What this task involves
Pull each line containing "table" out of the data and copy it.
□ □ □ □ □ □ □
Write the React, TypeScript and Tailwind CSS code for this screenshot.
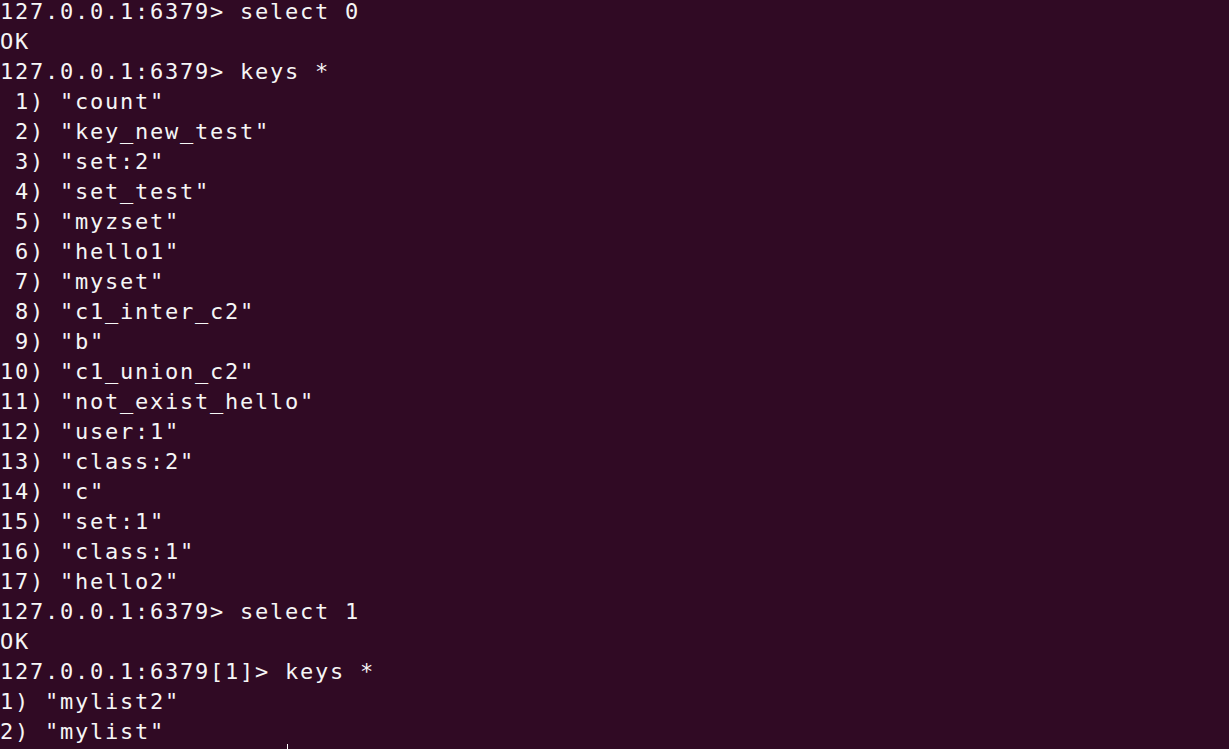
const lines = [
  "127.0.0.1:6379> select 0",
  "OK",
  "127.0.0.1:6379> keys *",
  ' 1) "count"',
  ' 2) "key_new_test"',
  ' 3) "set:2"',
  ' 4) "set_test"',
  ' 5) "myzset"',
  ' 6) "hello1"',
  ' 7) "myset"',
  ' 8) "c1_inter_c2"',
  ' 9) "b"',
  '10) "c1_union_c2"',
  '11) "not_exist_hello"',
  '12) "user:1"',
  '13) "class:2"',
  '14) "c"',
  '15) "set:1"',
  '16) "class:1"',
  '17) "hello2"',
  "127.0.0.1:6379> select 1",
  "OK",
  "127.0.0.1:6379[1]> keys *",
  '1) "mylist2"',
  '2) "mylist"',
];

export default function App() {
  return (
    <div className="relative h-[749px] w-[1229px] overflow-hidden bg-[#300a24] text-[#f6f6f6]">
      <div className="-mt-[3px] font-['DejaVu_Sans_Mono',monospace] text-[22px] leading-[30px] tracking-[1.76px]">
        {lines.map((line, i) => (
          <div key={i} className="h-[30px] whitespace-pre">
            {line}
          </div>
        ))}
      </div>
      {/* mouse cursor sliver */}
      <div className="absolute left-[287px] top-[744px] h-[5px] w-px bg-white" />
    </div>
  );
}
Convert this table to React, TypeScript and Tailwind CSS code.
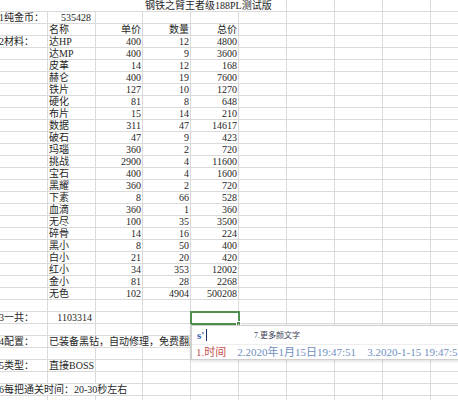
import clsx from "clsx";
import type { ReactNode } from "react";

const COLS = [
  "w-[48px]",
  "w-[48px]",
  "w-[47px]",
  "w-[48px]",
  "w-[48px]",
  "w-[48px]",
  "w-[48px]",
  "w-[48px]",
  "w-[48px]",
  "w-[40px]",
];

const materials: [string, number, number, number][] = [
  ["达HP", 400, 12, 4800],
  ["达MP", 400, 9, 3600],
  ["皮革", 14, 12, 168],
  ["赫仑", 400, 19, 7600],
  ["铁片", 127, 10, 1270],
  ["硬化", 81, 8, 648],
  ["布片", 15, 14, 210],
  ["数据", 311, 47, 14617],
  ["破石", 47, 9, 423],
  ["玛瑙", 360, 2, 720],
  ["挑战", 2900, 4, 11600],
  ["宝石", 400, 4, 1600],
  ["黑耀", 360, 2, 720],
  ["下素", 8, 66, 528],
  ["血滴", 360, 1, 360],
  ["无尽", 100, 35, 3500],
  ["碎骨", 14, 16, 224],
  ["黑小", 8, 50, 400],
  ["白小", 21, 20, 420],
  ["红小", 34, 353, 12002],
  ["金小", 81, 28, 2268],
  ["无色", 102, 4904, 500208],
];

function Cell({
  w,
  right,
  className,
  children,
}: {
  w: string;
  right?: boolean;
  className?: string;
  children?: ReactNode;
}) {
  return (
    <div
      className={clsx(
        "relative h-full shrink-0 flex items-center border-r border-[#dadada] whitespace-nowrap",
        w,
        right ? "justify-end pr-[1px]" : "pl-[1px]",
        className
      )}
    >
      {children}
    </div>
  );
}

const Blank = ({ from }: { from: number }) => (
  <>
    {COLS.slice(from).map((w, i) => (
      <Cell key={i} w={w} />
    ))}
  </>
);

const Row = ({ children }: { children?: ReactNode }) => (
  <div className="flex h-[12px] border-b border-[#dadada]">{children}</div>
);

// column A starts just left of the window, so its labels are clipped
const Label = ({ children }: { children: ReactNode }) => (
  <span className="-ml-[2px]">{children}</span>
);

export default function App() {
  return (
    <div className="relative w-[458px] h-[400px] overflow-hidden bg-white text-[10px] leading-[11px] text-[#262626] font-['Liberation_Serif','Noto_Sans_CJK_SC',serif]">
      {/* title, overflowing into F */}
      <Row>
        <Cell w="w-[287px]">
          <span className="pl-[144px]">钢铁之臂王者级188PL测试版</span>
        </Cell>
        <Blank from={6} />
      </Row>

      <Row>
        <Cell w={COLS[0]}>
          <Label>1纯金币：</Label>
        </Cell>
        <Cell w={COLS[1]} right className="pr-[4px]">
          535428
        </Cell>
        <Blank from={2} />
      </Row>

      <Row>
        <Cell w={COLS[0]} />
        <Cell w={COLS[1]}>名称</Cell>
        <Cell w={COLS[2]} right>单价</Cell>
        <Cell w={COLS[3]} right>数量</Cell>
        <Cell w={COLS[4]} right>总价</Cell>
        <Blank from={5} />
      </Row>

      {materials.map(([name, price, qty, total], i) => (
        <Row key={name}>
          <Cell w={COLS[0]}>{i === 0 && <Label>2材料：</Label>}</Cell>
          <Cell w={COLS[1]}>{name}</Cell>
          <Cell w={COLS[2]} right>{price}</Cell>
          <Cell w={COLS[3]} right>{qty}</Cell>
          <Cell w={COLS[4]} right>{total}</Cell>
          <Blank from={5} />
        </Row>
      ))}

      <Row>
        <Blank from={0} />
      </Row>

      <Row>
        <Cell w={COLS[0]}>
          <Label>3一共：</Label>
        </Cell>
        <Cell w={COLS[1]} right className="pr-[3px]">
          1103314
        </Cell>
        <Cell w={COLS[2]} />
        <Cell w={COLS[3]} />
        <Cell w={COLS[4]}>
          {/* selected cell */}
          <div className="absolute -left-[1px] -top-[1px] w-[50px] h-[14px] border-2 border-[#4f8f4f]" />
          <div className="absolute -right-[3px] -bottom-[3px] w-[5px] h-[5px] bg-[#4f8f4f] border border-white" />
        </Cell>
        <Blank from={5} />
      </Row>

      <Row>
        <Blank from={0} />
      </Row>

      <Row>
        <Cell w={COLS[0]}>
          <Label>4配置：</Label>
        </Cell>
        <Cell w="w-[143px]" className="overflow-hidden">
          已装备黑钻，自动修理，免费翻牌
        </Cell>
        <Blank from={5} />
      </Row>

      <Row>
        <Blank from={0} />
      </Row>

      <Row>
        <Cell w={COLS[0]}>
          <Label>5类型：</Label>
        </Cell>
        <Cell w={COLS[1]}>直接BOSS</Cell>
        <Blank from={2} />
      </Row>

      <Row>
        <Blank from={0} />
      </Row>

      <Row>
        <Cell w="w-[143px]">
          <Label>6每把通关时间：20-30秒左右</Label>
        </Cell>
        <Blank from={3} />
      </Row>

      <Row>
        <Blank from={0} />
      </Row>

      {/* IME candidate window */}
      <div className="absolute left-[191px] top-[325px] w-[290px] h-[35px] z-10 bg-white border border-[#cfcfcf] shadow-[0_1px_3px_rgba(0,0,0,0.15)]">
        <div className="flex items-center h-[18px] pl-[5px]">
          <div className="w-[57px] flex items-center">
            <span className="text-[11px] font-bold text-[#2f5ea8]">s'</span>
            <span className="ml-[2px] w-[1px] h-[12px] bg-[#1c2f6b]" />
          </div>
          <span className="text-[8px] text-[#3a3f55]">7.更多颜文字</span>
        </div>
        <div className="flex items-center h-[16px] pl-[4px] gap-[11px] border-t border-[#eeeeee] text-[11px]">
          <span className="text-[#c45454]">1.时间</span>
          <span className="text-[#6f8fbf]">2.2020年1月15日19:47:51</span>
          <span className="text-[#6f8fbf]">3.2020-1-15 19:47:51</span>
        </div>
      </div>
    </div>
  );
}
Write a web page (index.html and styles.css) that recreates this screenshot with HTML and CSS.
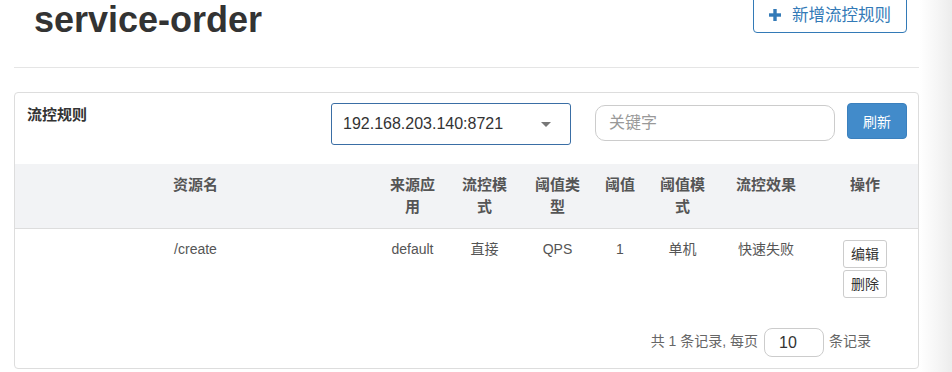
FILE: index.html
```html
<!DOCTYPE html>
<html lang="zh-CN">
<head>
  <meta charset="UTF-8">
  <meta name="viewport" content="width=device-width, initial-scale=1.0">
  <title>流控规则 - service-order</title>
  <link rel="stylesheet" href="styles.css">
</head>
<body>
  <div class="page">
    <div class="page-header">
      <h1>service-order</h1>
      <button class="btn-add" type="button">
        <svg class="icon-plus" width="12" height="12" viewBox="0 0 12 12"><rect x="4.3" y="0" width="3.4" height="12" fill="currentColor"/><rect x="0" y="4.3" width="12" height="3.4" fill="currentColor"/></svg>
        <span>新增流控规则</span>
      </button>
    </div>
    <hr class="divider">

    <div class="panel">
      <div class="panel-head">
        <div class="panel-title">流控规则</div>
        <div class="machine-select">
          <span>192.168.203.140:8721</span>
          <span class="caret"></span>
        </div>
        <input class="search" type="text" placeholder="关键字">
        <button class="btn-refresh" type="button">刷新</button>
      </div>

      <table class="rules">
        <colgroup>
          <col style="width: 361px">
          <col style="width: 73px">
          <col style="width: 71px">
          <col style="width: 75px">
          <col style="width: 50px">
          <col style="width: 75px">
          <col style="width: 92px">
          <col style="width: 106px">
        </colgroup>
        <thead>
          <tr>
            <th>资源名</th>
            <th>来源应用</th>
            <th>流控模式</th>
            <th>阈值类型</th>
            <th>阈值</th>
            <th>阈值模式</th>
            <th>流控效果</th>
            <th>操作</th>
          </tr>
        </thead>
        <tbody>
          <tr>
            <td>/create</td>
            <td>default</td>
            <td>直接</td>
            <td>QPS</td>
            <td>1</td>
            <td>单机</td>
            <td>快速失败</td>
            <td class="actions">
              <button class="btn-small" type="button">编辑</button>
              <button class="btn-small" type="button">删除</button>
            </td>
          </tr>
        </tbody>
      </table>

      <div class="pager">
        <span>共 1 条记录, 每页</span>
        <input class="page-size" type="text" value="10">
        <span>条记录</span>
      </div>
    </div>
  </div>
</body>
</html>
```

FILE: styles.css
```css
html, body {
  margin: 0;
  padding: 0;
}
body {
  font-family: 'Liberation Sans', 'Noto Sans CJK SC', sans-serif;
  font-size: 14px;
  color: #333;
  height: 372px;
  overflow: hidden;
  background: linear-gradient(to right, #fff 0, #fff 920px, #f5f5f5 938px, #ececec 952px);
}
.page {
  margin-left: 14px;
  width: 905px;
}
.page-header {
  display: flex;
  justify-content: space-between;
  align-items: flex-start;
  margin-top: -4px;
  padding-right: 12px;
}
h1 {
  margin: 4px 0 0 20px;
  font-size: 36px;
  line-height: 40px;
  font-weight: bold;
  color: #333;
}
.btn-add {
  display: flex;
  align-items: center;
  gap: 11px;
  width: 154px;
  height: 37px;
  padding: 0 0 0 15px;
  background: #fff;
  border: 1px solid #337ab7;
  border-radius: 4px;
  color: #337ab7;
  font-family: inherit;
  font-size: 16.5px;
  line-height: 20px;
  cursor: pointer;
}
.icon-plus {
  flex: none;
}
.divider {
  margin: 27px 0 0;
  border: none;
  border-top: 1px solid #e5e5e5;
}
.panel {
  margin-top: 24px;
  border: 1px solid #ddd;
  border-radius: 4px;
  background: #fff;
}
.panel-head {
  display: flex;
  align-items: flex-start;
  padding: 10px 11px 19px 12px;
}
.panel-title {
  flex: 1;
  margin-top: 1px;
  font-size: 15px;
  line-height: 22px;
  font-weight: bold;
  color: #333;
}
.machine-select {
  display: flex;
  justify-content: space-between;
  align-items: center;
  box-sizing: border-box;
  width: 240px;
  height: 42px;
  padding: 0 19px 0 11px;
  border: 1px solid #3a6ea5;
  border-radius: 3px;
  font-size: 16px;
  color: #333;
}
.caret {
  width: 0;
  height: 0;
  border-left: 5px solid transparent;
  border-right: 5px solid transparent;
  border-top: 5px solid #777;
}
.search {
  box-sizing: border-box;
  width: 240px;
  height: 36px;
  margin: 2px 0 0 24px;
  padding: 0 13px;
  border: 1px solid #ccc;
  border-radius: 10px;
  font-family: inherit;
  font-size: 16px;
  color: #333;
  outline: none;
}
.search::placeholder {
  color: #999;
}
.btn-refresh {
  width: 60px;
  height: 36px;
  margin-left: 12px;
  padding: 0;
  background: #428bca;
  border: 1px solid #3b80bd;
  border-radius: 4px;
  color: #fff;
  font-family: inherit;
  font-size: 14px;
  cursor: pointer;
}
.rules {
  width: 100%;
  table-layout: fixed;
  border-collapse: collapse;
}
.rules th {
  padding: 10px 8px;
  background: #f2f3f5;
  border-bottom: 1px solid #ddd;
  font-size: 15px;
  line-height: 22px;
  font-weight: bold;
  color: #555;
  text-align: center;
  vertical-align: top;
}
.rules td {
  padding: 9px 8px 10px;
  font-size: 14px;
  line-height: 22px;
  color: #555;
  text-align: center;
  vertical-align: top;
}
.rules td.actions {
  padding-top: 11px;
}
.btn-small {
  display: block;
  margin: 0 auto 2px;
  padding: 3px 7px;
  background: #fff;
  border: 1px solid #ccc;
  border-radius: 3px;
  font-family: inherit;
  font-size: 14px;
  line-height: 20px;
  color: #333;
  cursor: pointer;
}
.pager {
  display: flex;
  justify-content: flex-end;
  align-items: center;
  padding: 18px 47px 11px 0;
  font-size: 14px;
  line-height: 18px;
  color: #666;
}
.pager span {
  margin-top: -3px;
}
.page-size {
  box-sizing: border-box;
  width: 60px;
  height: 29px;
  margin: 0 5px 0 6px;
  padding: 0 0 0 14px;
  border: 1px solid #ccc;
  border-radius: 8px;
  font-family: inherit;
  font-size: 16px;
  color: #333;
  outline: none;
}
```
□ □ □ □ □ □ □
Output below
Convert this table to React, TypeScript and Tailwind CSS code.
      <table class="rules">
      </table>
  table-layout: fixed;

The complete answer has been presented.